===== Data provided

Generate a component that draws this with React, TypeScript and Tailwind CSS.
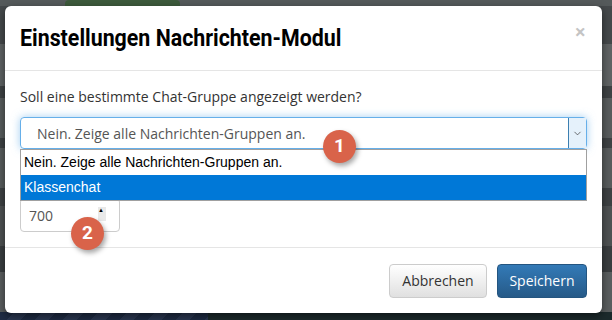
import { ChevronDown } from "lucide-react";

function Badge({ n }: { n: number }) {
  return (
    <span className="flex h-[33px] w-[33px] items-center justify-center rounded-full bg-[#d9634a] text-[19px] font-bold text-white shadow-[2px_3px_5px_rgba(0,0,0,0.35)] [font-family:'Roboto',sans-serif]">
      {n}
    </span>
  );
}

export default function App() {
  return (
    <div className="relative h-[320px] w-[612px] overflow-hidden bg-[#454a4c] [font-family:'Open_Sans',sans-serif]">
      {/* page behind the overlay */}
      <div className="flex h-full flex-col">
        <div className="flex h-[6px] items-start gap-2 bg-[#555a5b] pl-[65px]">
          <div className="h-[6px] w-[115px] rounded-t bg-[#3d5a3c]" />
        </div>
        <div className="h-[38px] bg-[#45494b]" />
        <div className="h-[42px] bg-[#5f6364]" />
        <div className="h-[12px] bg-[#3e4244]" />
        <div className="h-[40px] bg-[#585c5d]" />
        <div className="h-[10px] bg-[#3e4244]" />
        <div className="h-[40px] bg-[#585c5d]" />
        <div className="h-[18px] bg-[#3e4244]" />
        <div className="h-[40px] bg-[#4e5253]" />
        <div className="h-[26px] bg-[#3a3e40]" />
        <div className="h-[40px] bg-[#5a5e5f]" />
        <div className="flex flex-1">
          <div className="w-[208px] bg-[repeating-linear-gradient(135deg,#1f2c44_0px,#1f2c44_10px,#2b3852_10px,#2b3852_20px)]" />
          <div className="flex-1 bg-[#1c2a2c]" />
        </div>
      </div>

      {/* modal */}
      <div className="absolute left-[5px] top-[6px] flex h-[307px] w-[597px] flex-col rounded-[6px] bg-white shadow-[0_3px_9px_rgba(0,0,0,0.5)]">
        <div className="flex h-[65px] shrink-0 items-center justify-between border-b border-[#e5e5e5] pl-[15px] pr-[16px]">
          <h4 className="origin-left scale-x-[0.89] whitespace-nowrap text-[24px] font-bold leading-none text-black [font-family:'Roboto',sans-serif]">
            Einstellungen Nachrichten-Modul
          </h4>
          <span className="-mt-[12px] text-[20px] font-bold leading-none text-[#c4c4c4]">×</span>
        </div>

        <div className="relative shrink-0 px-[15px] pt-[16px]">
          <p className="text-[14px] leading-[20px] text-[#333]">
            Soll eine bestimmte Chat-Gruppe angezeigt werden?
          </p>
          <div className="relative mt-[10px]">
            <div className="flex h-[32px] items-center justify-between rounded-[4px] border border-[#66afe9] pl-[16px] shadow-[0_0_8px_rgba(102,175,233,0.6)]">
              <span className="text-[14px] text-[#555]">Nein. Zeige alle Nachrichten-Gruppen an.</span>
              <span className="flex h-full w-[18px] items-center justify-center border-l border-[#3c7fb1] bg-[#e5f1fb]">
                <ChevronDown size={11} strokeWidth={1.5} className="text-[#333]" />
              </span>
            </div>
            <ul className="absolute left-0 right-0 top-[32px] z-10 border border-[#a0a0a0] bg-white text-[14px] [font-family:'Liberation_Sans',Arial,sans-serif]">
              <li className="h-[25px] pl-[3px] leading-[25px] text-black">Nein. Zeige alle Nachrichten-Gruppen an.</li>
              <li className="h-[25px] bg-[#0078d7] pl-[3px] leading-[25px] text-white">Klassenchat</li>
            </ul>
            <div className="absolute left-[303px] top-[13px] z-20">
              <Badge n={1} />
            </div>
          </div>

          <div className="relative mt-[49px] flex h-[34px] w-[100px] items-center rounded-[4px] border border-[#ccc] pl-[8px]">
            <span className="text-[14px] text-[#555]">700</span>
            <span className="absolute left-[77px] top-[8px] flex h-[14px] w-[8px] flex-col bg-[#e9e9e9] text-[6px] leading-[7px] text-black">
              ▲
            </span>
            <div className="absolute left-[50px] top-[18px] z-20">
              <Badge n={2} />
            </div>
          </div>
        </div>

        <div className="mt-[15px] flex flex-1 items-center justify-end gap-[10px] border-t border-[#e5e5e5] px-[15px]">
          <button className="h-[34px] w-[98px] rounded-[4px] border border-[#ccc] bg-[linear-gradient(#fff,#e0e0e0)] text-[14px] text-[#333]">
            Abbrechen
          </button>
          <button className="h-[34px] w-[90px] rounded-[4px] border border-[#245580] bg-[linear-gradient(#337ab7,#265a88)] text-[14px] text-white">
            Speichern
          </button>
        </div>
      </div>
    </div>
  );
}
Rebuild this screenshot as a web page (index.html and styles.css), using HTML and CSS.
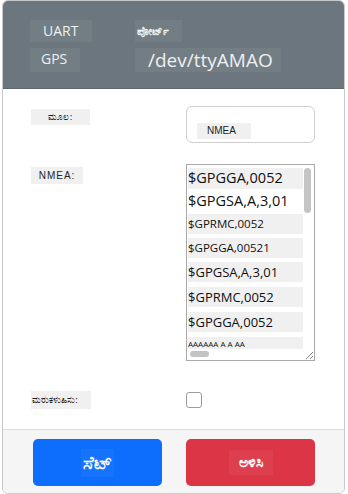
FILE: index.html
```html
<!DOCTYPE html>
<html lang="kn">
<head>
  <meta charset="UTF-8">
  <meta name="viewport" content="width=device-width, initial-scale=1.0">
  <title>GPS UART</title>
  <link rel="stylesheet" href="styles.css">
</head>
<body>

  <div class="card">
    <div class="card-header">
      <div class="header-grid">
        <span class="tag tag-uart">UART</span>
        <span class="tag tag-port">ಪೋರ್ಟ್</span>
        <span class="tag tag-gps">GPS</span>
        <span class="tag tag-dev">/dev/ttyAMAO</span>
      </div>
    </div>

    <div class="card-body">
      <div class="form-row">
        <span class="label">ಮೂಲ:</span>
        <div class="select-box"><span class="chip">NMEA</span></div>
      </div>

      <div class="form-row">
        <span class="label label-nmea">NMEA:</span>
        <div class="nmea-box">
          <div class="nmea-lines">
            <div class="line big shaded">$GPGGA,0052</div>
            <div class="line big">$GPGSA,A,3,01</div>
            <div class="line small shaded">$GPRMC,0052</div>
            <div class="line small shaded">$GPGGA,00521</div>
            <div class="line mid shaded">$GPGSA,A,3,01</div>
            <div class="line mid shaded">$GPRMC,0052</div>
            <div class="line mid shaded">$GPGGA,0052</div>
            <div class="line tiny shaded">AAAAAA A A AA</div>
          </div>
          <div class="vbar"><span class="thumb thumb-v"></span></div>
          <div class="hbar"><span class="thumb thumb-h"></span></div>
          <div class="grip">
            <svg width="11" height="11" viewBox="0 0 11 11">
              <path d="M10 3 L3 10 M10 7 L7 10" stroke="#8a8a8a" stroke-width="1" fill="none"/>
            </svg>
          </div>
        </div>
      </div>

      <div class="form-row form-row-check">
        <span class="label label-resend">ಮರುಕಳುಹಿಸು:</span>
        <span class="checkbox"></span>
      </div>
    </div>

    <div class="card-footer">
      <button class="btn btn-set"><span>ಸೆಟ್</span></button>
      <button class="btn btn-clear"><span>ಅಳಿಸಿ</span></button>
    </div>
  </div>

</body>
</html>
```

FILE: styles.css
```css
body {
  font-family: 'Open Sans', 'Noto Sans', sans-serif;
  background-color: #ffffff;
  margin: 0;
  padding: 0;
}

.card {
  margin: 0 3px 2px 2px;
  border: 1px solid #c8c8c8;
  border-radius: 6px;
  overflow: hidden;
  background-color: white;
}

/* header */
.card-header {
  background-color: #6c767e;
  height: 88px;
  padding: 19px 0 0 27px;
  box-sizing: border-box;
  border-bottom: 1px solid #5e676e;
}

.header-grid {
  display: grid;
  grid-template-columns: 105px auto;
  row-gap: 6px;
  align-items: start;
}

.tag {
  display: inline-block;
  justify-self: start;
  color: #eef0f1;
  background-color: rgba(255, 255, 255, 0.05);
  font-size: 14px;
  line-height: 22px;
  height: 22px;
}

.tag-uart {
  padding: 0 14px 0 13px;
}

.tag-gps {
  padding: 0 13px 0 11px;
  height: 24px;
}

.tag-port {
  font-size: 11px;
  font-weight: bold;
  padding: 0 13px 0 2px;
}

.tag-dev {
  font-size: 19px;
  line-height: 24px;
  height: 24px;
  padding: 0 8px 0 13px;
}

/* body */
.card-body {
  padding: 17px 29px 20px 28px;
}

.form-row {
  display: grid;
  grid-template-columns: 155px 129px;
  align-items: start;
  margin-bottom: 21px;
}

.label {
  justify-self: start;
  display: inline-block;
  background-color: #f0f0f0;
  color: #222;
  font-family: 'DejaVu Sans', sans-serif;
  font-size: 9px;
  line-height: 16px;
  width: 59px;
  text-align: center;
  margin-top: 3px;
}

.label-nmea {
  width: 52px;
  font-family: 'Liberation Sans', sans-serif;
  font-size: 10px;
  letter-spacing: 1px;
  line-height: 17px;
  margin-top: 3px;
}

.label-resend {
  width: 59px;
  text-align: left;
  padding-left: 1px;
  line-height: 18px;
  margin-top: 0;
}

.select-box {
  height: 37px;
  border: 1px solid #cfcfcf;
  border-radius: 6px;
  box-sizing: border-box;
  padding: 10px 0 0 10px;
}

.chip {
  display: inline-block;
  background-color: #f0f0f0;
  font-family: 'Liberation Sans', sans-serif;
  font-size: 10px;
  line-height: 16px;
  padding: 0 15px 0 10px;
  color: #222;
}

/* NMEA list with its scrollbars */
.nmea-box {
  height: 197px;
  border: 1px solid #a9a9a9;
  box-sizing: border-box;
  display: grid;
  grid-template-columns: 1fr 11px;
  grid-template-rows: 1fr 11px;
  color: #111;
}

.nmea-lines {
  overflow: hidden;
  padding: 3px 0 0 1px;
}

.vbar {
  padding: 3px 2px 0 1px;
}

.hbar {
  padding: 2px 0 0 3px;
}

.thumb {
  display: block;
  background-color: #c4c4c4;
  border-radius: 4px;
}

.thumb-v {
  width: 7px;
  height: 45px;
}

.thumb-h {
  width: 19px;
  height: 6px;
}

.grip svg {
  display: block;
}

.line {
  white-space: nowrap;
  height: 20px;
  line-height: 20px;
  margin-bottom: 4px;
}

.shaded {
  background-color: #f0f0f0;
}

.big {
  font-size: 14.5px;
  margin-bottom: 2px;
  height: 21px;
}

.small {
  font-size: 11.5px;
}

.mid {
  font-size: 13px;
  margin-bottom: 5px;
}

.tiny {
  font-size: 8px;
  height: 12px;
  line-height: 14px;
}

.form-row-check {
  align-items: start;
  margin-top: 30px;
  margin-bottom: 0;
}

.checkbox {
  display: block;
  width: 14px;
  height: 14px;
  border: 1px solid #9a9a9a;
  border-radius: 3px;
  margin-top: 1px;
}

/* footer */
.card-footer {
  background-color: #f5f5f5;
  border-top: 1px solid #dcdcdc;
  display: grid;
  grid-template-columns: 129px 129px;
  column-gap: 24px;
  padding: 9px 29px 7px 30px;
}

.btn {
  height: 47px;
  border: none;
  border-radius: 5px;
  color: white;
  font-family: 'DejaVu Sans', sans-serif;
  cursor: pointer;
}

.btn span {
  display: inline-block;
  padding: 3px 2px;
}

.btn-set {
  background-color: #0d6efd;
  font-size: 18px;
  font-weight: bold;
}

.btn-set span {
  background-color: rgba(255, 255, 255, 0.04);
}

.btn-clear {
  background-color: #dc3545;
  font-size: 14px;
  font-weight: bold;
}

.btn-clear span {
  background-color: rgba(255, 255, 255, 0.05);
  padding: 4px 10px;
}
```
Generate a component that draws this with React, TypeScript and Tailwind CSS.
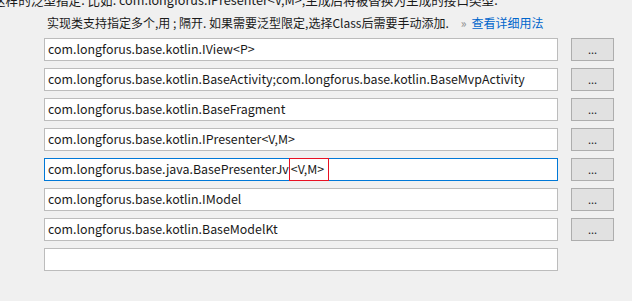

==========

**What you have to do:** Search the lines for "index". Copy each line that has it.

**Result of this task:**
Rebuild this screenshot as a web page (index.html and styles.css), using HTML and CSS.
FILE: index.html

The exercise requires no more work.